No wonder this barangay which was established in 1952 according to Barangay Captain Maria Escalo is not God-forsaken.
May the likes of these community leaders and followers strive and thrive. Guinmaayohan (a Waray word meaning for betterment), as the word connotes – sans poverty and diseases – will always be a better place. There is always hope for people whose calloused hands have been charting their own destiny
BALANGIGA CHURCH
At first look, the structure looks like the other thousands of churches that dot this predominantly Catholic country. With one big difference: it is missing its original three bells.
The loss of the church’s three bells is just a chapter in a story that started in 1901 with what is now known in Philippine history as the Balangiga massacre–an incident that triggered a response so overwhelming it turned this place in Eastern Samar into a “howling wilderness”.

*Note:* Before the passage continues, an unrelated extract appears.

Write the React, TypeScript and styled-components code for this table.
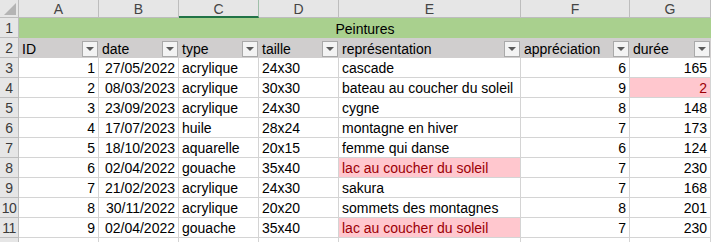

It was a Sunday morning when we visited Balangiga and the church was closed so we were not able to come inside. A marker on the wall of the church explained its role in the massacre. The structure is a replacement to the old church that was burned down by American soldiers in retaliation for the death of their comrades.
In the town plaza, a monument immortalizes the Balangiga massacre of 1901 that started when native Filipinos, reportedly forced to do labor for American soldiers staying at a garrison in Balangiga, plotted against US troops belonging to Company C of Ninth US Infantry who sailed into the Eastern Samar town on August 11, 1901. The natives were among guerilla leader General Vicente Lukban’s best bolomen.
While the Philippine-American war, which started on February 4, 1899, was officially proclaimed to have ended on July 4, 1902, fighting went on in some parts of the country like Batangas, Pampanga, Tarlac, Ilocos, and the Visayas.